Sunday, March 31, 2019

The Pacific Mastodon

Mastodons have been in the news this week, thanks to a new paper by Alton Dooley et al. that makes a case for distinguishing a new Pleistocene species, Mammut pacificus, from the familiar Mammut americanum. The paper is freely available, so give it a look if you're interested in the technical side of fossil proboscideans (mammoths, mastodons, elephants, and friends). If you're interested but not quite up to speed on the details, there's also an in-depth interview with the lead author.

The skull of the type specimen of M. pacificus, Figure 1 in Dooley et al. 2019. From the caption: "Cranium in: (A) dorsal, (B) ventral, (C) left lateral, (D) right lateral, (E) posterior, (F) distal end of left tusk (I1), lateral, and (G) right tusk (I1), lateral view. Teeth include left and right M2–M3. (A–E) are images of a resin cast of the holotype cranium on exhibit at the Western Science Center. All images are orthographic views of photogrammetric models. Scale = 10 cm."

Although mastodons and mammoths are among the most familiar extinct animals, our understanding of their species is still fairly hazy. For those of you who are unfamiliar with the issue, the short answer is that paleontologists historically loved to name proboscidean species. The long answer is too long for a post, but there's a little 1,800-page two-volume monograph by Henry Fairfield Osborn that may provide some illumination. You can read and download the volumes from the Biodiversity Heritage Library (both) and Internet Archive (1, 2). Two caveats for the reader: both volumes are large files (88 and 103 mb, respectively), and Osborn had some* ideas about taxonomy and evolution that have not quite stood the test of time. The 1920s and 1930s were a splitting time, and Osborn could split with the best of them. Over the following decades researchers have gradually settled on a shortlist of a few species and genera, but there are still a lot of questions, and given the results from the original binge of species-naming there hasn't been much of an appetite for creating more.

*By "some" I mean "all of them".

Western North America appears to have been mammoth country; mastodons are not particularly abundant, with many finds only coming in the past couple of decades. Dooley et al.'s project started with a mastodon found at Diamond Valley Lake West Dam near Hemet, California. This mastodon, now on display at the Western Science Center and known familiarly as "Max", has small third molars for its size. (As the interview relates, this fact only became apparent when Dooley was working on exhibit text, and then the project grew from there.) The authors began making comparisons to other mastodon specimens. What they concluded, after several years of work, was that mastodons from California and southern Idaho shared a small suite of characteristics unlike the more familiar mastodons of eastern North America. Aside from the small third molars, these include six fused sacral vertebrae (usually five in M. americanum), femora with relatively thicker shafts, no mandibular tusks (M. americanum sometimes has tusks in the lower jaw), and males with relatively thinner tusks at the base.

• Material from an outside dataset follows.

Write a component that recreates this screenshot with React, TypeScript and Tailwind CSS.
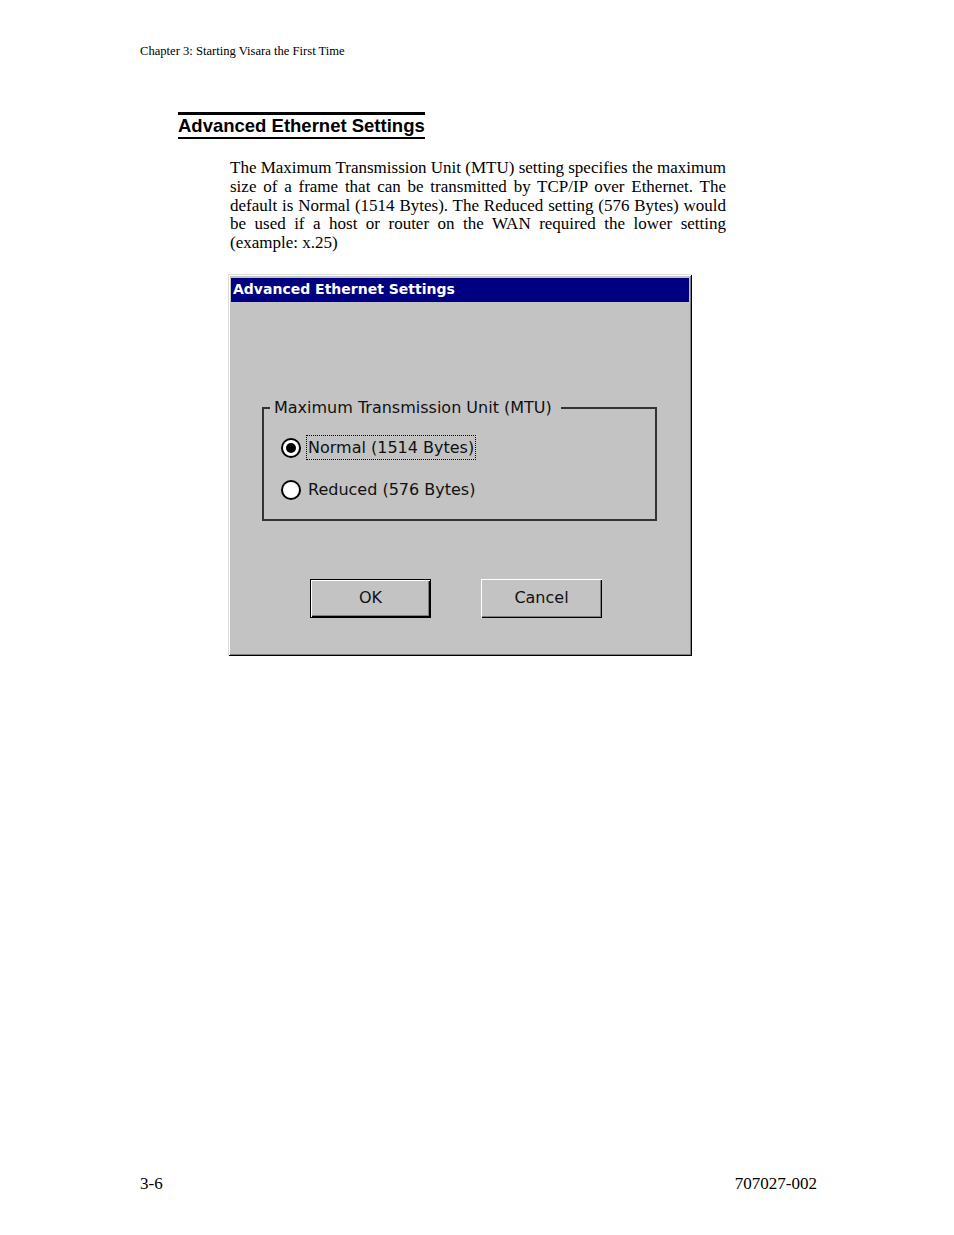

Figure 33 from Dooley et al. 2019. The caption there reads "Red circles mark all known M. pacificus localities, while blue circles mark the M. americanum localities that produced teeth used in this study and represented in Table S2. Note that while there are many additional M. americanum localities that were not included in this study and that are not indicated on the map, there are no known M. americanum localities in California. The M. americanum locality in Oregon is a non-diagnostic specimen that was included as M. americanum in this study, but that could represent M. pacificus."

Dooley et al. found not only that all of the mastodons that could be studied from California shared these characteristics, but that the differences extended well into the Pleistocene, into the Irvingtonian land mammal stage. The mechanism for species separation would most likely be ecological: mastodon fossils are particularly rare in the mountain and desert country that intervenes between California and the rest of North America, and there may simply have not been enough suitable suitable mastodon environments in that region to keep the California population connected to the eastern population. In recognition of this distinct population, Dooley et al. coined the name M. pacificus, the Pacific mastodon. Moral of the story? Keep looking at your fossils, even if it's something seemingly well-known; you never know when something unusual might turn up.

References

Dooley, A. C., E. Scott, J. Green, K. B. Springer, B. S. Dooley, and G. J. Smith. 2019. Mammut pacificus sp. nov., a newly recognized species of mastodon from the Pleistocene of western North America. PeerJ 7:e6614. doi:10.7717/peerj.6614.